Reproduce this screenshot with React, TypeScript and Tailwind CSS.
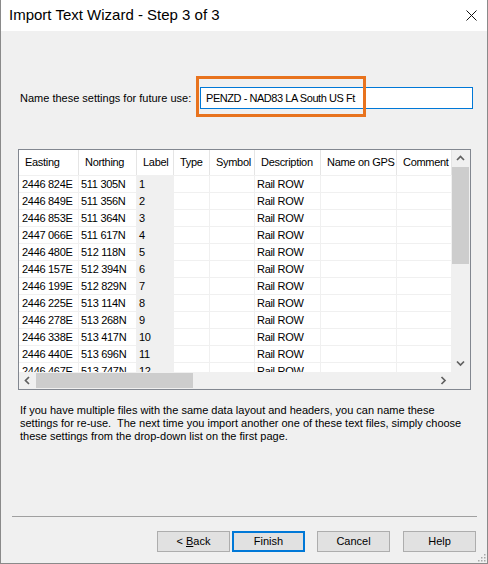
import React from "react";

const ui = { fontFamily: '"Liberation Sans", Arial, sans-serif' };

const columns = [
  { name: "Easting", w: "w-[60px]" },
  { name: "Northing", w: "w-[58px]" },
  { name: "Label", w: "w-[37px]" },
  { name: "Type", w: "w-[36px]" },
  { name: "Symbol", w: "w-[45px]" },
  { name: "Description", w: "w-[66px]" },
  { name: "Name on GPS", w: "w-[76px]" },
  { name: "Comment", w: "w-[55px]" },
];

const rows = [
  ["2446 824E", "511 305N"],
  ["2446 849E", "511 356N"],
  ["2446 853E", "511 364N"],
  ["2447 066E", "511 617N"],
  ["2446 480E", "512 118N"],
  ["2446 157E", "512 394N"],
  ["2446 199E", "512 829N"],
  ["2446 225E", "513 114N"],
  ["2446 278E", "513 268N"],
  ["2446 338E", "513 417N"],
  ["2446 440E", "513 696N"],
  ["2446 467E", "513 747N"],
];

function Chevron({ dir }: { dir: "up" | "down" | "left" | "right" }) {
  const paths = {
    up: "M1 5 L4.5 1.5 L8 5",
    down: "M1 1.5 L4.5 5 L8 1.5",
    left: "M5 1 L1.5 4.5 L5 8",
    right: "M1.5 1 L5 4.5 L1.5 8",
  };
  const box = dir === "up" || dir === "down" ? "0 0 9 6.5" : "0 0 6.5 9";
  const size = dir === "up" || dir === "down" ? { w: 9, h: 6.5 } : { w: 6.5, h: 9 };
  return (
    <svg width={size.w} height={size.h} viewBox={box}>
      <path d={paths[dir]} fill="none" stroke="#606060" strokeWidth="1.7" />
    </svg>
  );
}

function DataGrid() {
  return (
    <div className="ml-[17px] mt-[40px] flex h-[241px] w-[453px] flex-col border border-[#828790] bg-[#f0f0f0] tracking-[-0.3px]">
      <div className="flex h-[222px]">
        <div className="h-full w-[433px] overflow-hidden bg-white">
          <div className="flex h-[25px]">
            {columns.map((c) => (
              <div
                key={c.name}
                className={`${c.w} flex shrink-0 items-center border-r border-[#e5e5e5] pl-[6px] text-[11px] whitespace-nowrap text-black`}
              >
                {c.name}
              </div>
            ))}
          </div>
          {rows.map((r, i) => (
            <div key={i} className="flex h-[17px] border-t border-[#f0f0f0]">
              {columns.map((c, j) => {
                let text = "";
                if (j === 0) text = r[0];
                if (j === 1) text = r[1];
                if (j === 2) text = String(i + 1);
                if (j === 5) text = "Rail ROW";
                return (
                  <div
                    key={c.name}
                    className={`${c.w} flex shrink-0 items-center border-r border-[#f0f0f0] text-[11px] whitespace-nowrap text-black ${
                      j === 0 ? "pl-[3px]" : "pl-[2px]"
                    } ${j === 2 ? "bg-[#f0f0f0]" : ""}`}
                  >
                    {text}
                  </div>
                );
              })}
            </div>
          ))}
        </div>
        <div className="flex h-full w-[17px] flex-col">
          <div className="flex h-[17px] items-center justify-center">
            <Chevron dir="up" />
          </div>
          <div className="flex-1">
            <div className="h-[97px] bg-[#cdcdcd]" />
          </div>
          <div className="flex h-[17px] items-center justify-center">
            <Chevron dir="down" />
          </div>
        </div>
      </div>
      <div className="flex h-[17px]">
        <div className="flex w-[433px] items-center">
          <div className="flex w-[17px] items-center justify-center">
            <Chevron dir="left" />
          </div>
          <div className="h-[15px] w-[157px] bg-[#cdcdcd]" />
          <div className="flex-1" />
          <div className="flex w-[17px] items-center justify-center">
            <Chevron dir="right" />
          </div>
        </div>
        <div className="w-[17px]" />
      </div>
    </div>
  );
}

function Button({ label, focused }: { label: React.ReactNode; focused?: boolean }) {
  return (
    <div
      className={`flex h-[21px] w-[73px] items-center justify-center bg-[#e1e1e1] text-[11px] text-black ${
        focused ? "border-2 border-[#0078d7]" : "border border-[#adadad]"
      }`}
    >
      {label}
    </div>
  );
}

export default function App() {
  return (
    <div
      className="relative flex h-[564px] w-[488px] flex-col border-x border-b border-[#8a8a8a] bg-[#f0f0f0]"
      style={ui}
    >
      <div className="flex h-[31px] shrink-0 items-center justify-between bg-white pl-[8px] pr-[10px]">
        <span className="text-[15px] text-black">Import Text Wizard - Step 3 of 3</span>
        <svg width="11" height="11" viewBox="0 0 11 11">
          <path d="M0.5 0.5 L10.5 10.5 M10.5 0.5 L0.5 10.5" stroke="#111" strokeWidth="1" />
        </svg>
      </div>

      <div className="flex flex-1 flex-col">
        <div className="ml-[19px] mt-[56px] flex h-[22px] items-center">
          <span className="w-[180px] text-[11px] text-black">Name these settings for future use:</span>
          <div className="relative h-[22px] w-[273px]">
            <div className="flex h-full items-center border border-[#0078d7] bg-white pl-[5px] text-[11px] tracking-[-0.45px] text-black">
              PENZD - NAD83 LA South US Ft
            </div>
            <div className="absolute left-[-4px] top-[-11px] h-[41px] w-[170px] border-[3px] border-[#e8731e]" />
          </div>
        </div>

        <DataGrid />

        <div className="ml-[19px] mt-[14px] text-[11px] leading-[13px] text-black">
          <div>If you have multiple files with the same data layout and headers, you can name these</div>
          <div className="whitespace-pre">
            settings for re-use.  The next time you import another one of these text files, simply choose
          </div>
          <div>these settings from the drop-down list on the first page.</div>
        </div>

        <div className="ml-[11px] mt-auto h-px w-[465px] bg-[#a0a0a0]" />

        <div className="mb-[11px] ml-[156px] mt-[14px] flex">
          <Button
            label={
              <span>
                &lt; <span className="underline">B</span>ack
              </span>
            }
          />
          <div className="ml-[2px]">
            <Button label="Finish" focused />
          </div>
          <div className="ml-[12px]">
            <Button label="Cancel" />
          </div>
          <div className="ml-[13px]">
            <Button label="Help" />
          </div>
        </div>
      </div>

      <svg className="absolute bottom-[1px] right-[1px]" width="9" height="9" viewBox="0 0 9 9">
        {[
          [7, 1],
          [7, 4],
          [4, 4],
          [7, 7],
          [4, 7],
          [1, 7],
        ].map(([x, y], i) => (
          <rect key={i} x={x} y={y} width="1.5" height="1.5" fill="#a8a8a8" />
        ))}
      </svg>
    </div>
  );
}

= = = =

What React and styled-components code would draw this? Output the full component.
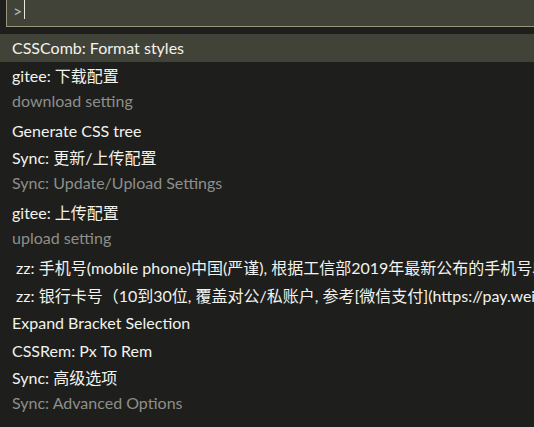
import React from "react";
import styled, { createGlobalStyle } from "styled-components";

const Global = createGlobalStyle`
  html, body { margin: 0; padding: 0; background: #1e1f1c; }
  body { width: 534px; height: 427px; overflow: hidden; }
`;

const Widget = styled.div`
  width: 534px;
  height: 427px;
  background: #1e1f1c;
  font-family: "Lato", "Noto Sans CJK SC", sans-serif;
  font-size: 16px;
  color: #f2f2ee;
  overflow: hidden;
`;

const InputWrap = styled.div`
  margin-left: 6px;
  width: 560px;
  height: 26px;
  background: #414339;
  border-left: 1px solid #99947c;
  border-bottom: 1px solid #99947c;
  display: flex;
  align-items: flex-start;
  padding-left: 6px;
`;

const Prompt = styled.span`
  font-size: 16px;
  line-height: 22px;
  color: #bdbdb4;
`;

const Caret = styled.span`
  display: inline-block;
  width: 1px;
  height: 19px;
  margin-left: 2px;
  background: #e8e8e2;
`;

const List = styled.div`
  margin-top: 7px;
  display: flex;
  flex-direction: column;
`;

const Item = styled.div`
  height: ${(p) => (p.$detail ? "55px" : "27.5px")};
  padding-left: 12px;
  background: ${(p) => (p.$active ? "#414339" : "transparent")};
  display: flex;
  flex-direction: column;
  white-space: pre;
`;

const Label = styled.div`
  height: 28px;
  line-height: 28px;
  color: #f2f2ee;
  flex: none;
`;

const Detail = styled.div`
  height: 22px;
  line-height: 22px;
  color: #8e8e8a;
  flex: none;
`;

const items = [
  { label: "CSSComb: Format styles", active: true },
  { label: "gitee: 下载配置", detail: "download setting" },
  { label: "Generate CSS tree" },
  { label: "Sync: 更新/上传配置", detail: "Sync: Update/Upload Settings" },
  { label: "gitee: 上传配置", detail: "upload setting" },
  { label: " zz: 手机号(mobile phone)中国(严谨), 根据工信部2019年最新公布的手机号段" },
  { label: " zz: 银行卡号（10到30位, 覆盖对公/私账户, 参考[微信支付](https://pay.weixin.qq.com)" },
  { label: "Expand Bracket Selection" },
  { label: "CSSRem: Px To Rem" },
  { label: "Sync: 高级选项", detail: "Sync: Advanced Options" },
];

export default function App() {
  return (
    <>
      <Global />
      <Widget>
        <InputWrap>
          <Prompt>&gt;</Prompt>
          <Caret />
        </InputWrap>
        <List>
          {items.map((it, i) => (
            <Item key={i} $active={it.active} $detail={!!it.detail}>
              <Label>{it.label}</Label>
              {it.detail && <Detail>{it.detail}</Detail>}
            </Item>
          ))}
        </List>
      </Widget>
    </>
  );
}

= = = =

Search the data for "full". Copy every matching line.

## Result of the task
        <div className="h-full w-[433px] overflow-hidden bg-white">
        <div className="flex h-full w-[17px] flex-col">
            <div className="flex h-full items-center border border-[#0078d7] bg-white pl-[5px] text-[11px] tracking-[-0.45px] text-black">
What React and styled-components code would draw this? Output the full component.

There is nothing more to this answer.